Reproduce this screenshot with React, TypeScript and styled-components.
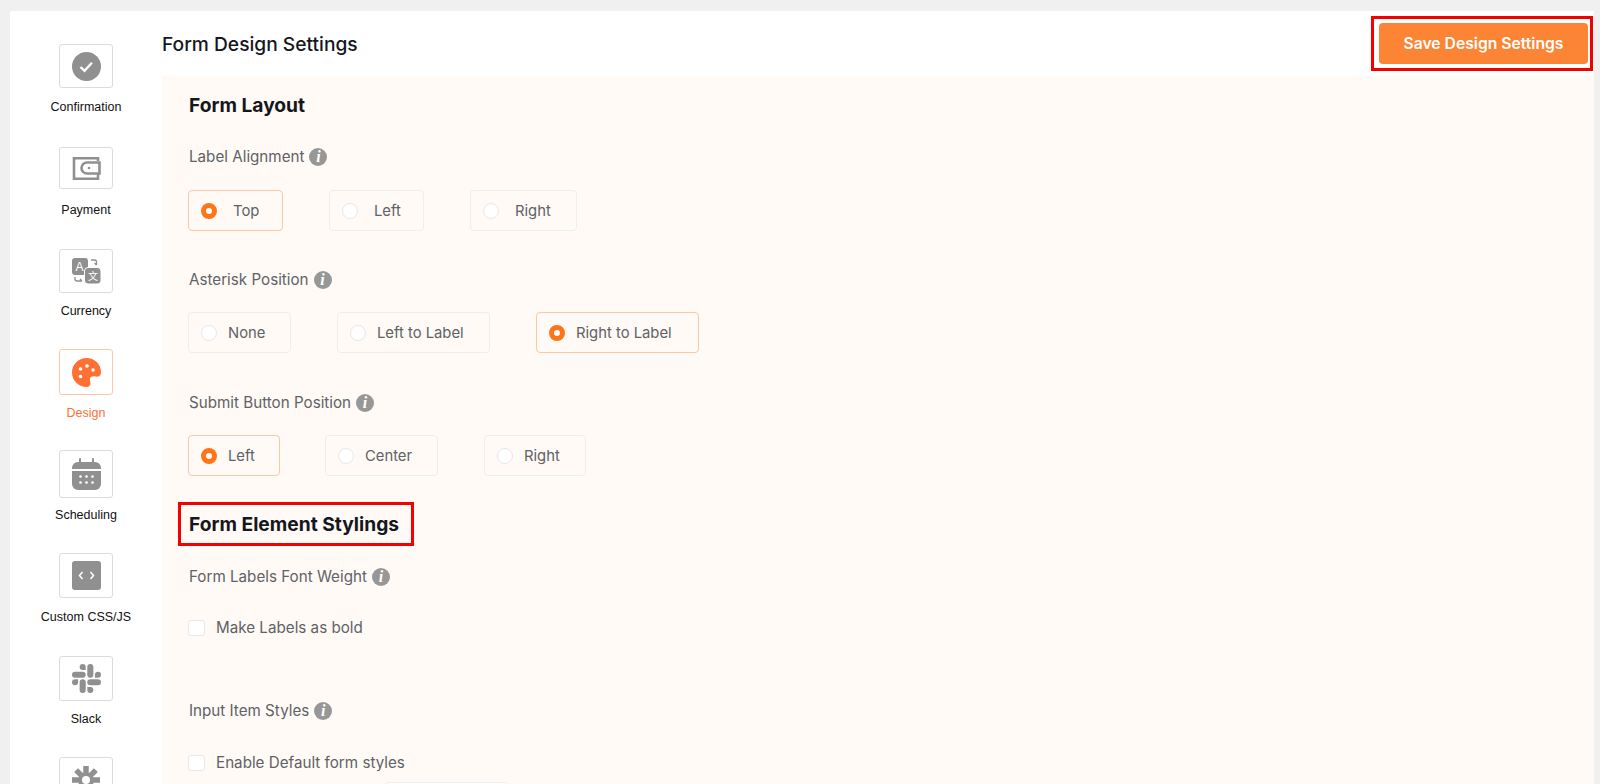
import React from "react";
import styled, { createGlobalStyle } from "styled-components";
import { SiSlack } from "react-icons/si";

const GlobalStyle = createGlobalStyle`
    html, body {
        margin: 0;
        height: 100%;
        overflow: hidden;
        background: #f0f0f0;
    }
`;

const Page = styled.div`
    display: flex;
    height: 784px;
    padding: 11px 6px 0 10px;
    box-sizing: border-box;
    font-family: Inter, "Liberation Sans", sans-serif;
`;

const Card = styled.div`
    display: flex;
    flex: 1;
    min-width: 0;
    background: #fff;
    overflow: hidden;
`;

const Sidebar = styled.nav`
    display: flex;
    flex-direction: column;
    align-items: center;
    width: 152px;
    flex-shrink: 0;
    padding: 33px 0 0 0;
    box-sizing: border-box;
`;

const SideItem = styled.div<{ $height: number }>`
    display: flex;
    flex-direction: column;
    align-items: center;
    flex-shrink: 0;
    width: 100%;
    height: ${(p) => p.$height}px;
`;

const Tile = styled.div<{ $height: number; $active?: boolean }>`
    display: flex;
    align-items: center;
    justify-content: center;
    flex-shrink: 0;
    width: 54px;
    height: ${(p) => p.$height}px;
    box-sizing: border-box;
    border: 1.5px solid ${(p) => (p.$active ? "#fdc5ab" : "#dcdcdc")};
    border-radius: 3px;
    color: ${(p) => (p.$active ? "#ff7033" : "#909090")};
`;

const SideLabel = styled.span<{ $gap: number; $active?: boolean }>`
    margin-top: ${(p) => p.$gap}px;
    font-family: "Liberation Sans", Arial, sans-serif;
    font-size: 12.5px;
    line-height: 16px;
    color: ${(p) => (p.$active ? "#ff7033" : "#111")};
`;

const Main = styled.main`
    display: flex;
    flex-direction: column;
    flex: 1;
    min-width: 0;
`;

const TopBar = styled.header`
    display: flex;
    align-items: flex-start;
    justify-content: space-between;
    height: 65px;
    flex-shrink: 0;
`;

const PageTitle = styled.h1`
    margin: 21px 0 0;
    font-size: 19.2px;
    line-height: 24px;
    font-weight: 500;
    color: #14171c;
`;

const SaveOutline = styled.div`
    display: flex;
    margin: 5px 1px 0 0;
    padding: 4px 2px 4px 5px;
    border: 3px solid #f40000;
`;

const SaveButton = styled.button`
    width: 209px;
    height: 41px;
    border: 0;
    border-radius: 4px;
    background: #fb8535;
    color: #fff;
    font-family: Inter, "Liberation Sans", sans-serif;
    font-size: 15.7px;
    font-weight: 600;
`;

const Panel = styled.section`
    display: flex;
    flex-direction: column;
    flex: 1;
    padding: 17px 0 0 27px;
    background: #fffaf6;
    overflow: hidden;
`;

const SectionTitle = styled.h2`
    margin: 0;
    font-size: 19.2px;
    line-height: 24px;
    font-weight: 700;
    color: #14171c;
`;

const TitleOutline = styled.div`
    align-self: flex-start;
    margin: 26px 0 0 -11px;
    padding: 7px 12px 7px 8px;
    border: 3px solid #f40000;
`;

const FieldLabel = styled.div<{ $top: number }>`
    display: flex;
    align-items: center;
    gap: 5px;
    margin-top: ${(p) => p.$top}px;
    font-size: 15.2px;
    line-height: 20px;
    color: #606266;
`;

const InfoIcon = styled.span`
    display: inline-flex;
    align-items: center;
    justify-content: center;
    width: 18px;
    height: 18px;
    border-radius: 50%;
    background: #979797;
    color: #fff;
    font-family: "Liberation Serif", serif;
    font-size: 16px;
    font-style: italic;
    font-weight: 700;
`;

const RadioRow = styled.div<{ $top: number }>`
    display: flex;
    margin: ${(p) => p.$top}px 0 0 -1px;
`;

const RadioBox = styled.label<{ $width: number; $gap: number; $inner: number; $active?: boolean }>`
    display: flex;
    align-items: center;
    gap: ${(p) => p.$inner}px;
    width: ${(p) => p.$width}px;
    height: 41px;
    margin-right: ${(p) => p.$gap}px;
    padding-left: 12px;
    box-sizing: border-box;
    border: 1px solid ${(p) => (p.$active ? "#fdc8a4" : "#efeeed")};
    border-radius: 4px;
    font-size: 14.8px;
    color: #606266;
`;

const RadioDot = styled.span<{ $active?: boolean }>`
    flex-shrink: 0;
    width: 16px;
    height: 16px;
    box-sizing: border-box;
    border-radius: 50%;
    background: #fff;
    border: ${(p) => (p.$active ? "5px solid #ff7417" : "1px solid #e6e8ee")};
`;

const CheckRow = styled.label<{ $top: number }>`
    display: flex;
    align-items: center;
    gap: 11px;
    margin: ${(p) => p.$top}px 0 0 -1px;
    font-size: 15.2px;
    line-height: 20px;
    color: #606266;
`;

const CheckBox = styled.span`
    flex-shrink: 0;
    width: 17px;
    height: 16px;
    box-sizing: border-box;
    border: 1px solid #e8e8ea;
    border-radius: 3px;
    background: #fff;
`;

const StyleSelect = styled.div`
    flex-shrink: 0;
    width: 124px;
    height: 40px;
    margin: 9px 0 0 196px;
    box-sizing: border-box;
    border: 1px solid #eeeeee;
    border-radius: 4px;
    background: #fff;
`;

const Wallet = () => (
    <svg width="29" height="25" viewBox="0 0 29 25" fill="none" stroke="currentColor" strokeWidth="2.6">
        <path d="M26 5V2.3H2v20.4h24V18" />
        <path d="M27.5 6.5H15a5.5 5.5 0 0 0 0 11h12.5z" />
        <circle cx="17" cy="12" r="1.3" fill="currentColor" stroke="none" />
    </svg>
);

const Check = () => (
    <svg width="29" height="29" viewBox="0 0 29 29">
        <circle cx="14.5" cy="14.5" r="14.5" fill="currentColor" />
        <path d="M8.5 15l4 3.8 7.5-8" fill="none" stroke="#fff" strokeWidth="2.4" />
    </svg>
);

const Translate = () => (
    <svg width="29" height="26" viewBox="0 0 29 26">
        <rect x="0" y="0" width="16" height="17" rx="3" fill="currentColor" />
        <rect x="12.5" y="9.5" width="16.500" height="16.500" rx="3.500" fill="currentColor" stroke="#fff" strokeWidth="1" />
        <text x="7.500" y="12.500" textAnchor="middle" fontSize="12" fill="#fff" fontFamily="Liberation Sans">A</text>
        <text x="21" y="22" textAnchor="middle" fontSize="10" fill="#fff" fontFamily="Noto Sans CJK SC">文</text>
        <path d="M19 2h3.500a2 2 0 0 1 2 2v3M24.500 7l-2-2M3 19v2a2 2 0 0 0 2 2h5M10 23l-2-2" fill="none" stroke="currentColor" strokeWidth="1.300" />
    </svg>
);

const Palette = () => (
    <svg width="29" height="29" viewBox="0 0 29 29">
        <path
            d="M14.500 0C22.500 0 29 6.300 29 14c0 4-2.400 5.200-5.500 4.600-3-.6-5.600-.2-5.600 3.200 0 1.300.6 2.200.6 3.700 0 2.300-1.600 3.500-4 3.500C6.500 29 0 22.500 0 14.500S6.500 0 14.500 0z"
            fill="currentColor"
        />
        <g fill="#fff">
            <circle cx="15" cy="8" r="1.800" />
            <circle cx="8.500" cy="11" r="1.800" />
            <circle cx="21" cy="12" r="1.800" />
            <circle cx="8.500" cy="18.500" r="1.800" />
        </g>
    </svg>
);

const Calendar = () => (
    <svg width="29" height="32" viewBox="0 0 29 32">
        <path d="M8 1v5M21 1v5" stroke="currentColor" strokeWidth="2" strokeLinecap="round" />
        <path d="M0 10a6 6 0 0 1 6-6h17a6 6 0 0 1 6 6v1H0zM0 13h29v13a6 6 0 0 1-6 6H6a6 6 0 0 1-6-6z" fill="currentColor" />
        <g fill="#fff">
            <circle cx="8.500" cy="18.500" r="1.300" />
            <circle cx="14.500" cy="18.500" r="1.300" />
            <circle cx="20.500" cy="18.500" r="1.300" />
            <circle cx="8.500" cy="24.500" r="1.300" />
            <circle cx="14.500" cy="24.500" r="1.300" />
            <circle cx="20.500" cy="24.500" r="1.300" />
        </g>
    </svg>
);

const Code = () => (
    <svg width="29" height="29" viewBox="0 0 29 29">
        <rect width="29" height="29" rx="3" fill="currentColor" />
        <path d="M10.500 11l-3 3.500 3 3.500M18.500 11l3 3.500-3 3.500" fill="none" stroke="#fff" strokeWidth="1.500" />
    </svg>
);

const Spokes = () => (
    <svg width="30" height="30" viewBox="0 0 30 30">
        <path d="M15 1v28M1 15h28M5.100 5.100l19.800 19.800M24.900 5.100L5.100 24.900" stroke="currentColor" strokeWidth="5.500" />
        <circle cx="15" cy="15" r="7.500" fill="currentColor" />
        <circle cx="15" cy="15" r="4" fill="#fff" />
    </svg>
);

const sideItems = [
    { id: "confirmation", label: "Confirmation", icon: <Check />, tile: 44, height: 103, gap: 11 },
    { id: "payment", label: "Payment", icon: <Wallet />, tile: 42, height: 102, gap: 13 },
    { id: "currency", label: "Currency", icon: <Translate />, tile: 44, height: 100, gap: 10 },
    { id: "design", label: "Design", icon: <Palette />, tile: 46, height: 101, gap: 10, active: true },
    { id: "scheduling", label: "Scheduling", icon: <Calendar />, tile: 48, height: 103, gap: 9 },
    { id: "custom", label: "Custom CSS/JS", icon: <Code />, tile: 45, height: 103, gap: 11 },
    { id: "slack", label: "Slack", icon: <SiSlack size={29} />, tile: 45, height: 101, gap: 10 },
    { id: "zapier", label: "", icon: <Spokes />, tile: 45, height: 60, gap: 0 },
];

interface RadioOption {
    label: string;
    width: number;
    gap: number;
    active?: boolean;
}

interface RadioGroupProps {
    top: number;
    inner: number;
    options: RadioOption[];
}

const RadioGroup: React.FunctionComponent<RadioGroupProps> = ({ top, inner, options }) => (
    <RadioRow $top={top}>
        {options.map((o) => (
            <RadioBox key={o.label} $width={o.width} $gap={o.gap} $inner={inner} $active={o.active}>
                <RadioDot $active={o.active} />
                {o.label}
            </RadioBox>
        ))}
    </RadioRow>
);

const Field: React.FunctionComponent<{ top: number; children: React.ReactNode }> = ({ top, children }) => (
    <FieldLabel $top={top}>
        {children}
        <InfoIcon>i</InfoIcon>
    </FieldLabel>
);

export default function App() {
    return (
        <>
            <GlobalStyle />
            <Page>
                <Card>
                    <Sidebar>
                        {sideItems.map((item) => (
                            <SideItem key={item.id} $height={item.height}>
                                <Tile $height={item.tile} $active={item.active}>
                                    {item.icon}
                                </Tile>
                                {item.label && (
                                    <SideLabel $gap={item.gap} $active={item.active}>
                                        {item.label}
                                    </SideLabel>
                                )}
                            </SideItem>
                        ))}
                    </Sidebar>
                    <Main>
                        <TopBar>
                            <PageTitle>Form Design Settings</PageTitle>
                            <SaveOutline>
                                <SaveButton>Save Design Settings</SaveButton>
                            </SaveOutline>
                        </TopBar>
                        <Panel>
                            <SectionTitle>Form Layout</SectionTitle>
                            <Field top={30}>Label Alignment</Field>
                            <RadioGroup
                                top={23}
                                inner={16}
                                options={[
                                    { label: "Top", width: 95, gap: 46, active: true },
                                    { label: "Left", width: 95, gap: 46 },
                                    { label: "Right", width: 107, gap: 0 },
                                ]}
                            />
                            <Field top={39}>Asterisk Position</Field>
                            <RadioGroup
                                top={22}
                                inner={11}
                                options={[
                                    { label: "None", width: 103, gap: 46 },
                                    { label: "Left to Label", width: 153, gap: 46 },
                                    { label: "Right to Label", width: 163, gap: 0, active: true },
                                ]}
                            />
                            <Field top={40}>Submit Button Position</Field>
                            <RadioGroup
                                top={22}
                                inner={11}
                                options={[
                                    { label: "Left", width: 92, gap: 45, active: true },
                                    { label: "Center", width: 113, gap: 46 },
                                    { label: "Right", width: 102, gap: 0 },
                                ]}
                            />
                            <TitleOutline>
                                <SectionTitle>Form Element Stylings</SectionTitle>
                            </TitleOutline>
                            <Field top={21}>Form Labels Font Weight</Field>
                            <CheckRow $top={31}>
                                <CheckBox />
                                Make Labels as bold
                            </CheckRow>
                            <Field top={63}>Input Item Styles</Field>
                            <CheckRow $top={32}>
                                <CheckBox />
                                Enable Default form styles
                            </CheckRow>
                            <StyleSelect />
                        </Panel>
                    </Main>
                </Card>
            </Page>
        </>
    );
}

◆ ◆ ◆ ◆ ◆ ◆ ◆

Copy, from the material, each line that holds the string "components".

▶ _WRITTEN REPLY_:
Reproduce this screenshot with React, TypeScript and styled-components.
import styled, { createGlobalStyle } from "styled-components";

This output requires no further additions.